/---
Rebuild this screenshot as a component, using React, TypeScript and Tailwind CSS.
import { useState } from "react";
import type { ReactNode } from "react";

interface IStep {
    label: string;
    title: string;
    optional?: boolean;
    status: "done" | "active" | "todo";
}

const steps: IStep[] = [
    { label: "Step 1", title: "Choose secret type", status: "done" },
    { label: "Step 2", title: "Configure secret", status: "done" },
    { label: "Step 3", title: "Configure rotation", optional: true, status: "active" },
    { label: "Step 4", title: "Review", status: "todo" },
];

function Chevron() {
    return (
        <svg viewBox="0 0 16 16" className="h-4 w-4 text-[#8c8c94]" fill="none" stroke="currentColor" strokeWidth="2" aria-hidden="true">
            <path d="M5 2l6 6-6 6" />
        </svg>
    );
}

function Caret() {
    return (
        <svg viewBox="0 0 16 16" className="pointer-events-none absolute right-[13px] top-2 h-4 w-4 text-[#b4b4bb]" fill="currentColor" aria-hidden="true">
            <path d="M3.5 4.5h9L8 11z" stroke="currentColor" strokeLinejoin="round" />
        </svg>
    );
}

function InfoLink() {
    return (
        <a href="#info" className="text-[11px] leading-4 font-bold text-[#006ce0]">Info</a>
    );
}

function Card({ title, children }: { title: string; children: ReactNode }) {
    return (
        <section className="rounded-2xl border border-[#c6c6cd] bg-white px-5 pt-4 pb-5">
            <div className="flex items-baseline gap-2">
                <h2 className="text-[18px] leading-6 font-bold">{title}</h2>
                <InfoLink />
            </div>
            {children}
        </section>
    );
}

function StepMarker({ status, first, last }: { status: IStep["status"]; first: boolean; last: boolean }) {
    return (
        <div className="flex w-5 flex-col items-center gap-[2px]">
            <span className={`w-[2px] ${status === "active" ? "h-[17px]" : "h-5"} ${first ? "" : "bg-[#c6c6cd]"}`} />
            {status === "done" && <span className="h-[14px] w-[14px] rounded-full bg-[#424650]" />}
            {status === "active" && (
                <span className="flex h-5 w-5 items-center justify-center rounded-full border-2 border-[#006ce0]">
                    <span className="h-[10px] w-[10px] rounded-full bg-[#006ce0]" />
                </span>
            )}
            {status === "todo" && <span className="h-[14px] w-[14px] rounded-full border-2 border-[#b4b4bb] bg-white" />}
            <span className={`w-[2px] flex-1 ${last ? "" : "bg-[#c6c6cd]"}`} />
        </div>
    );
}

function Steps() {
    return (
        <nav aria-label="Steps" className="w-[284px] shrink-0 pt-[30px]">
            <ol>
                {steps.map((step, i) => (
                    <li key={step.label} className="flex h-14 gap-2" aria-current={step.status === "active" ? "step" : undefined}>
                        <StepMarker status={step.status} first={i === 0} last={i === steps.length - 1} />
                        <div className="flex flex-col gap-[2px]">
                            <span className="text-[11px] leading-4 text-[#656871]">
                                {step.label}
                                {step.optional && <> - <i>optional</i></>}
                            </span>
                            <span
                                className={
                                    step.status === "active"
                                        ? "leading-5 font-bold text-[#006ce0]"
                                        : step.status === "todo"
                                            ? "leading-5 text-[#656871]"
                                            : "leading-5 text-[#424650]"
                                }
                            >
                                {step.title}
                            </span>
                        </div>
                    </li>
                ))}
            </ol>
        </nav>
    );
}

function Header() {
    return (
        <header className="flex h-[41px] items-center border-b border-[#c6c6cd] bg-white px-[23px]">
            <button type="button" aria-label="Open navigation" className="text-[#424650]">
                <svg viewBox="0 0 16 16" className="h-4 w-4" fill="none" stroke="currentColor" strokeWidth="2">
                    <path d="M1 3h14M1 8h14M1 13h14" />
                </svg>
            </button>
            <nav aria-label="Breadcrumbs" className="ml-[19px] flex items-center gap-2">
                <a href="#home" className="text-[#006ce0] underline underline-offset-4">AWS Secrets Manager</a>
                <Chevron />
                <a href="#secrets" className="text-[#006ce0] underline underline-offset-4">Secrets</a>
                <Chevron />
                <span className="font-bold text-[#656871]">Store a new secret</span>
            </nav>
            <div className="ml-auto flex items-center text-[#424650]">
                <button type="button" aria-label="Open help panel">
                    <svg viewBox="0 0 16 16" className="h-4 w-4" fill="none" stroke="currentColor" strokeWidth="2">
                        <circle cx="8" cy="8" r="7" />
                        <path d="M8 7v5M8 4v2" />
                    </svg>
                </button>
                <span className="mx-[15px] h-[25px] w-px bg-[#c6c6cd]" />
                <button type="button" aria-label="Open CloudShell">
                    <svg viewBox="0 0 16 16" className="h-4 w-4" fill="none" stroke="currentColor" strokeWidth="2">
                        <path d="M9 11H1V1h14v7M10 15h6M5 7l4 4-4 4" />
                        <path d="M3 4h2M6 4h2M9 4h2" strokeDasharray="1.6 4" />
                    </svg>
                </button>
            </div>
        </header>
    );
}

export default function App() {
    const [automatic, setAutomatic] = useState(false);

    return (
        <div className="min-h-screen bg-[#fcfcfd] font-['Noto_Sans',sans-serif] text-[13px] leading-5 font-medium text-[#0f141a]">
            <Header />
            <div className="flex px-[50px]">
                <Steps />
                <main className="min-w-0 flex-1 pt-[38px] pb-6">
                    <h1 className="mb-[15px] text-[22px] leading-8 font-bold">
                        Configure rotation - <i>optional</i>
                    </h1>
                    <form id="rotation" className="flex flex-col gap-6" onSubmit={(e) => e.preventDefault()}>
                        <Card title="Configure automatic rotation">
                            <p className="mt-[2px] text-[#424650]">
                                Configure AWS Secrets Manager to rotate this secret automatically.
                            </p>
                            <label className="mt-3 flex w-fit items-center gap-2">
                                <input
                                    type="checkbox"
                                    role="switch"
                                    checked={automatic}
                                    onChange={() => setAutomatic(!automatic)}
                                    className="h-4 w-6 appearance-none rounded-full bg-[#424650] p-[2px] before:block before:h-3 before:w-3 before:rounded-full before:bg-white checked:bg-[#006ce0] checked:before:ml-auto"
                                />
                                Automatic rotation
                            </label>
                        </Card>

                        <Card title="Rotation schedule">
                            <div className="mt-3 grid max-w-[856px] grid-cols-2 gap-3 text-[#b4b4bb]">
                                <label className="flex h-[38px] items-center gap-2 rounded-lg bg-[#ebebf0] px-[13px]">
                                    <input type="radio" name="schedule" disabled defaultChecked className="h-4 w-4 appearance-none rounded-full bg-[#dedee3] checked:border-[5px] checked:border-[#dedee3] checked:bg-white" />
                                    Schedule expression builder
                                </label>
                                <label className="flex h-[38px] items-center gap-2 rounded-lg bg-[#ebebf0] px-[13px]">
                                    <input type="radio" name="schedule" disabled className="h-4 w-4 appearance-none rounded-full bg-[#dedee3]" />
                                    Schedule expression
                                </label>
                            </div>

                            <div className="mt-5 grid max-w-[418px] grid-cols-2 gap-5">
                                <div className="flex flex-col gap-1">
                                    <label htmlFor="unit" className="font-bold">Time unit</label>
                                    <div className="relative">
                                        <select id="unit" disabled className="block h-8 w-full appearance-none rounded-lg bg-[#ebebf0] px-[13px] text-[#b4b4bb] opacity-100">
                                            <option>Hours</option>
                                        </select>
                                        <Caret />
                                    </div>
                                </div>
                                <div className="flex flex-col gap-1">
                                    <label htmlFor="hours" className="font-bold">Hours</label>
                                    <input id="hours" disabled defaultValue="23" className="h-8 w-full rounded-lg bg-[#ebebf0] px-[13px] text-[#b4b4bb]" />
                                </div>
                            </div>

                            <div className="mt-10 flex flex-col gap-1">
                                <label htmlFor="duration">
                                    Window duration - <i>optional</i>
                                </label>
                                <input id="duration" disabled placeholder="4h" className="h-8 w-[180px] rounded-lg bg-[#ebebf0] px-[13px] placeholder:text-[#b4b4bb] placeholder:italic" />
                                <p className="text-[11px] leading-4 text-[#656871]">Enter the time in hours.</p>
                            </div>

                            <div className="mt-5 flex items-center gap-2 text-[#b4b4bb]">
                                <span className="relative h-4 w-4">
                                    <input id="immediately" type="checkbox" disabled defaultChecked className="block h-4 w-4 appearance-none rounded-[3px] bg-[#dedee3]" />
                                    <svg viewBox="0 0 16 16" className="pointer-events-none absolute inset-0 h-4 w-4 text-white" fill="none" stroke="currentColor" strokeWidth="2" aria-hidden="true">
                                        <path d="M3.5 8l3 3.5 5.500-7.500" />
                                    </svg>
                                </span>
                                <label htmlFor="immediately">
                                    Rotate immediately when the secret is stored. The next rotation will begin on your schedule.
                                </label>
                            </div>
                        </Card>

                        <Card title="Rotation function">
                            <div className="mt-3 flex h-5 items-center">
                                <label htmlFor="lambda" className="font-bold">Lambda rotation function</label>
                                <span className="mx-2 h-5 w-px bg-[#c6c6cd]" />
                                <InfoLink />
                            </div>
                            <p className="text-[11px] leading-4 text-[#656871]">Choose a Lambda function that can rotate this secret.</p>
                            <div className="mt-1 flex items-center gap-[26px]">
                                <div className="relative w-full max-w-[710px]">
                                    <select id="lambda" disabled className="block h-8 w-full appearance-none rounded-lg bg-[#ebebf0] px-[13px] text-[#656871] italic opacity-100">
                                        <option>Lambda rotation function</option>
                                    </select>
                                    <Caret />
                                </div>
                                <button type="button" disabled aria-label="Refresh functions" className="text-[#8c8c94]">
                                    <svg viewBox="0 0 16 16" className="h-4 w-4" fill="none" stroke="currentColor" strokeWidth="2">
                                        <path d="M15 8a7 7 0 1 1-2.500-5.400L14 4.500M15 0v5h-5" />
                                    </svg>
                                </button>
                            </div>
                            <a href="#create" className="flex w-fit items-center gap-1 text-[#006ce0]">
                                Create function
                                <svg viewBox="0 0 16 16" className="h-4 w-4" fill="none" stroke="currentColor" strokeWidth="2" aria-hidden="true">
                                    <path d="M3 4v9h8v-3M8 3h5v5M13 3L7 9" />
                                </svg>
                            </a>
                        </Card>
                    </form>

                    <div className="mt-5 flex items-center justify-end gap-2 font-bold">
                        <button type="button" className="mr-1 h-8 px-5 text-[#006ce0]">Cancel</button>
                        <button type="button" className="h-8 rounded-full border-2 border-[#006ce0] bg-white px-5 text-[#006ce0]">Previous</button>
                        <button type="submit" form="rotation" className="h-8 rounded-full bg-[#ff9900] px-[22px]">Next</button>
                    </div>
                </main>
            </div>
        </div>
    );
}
\---
> [Required work]:
Find the word "this" in the data and copy out each line where it turns up.

> [Answer to the task]:
Rebuild this screenshot as a component, using React, TypeScript and Tailwind CSS.
                                Configure AWS Secrets Manager to rotate this secret automatically.
                            <p className="text-[11px] leading-4 text-[#656871]">Choose a Lambda function that can rotate this secret.</p>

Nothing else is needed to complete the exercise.